Pick the Right Batting from a Chart – Sewing with Stitcher

…CQ Quilt Batting Selection Chart

  • The Pre-wash Controversy 

To wash or not to wash fabric before you begin is a personal choice. or may depend on the size of the fabric.  Uncertainties such as if the fabric will shrink and/or dyes in the fabric will bleed are part of the decision.  I will address dyes of years ago versus the dyes now used in quality fabric, using dye catchers in the wash, and, how you can set the colors in the fabric so they will not dull with washings.

  • Hand Embroidery 

I’d also like to look at what is making a comeback in the craft of sewing – hand embroidery!  We have machines that do beautiful embroidery, but the relaxing art of embroidery by hand can be seen in quilts and clothing.

  • Applique

Appliques can be found on quilts, decor, and clothing.  There are several ways to apply this addition.  I will talk about both hand and machine applique, methods, and how you choose.

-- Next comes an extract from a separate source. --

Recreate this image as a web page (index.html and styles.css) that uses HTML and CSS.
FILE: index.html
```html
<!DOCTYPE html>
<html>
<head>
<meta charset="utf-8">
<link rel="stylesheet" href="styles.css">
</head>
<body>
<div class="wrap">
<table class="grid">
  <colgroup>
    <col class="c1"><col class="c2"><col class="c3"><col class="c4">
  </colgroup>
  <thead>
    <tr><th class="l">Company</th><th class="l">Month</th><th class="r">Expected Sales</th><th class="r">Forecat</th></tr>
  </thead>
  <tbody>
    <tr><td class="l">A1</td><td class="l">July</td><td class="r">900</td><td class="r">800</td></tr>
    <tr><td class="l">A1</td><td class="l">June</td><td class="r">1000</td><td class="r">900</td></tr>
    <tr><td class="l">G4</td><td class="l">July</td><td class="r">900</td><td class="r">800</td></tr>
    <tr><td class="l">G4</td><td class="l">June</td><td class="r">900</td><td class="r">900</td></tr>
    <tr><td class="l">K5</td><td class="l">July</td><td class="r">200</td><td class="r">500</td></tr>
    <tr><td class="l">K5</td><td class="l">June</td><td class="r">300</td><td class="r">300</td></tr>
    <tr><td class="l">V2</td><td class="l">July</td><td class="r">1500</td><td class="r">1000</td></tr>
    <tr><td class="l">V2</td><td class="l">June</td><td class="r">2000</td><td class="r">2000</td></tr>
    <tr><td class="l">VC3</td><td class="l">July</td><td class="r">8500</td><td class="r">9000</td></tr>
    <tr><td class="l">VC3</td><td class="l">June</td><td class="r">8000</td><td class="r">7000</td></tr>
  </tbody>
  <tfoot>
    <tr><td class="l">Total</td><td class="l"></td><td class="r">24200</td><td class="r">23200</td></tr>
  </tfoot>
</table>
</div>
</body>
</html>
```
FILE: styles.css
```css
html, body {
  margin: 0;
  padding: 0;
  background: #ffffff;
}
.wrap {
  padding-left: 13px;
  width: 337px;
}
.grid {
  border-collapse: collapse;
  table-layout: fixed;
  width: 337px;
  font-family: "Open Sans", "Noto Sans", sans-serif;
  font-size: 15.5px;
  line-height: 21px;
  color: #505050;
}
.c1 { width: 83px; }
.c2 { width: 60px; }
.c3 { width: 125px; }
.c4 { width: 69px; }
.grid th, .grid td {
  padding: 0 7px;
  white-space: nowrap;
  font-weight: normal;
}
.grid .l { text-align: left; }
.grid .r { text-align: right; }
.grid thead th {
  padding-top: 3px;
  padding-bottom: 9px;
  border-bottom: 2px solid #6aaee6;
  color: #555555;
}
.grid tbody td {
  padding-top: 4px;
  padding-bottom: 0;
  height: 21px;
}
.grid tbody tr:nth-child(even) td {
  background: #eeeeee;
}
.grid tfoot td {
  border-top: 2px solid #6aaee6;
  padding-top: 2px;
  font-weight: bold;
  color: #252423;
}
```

  • Unique Piecing Techniques 

Piecing techniques in quilts are always evolving, especially to avoid Y-seams and methods to insure sharp points.  I will explain the why and how to do them, as well as suggest some short-cuts of my own.  Even seasoned sewists and quilters are always looking for new ways to improve their skills.

  • Ways to Quilt 

You have finished piecing the top and must decide how it will get quilted.  What is next?  Will you pay for a longarm quilter to quilt for you?  Or will you hand quilt it?  Instead, you could free motion quilt it on your home machine.  Whichever you decide, your quilt will only be one step away from completion.  Adding the binding turns your quilt sandwich into a finished creation!

  • Binding 

The last step to a completed quilt is binding the edges. Binding is covering the raw edges and batting for a finished look.  Many ways to bind will be an interesting post to help you decide which method you prefer to have a completed project.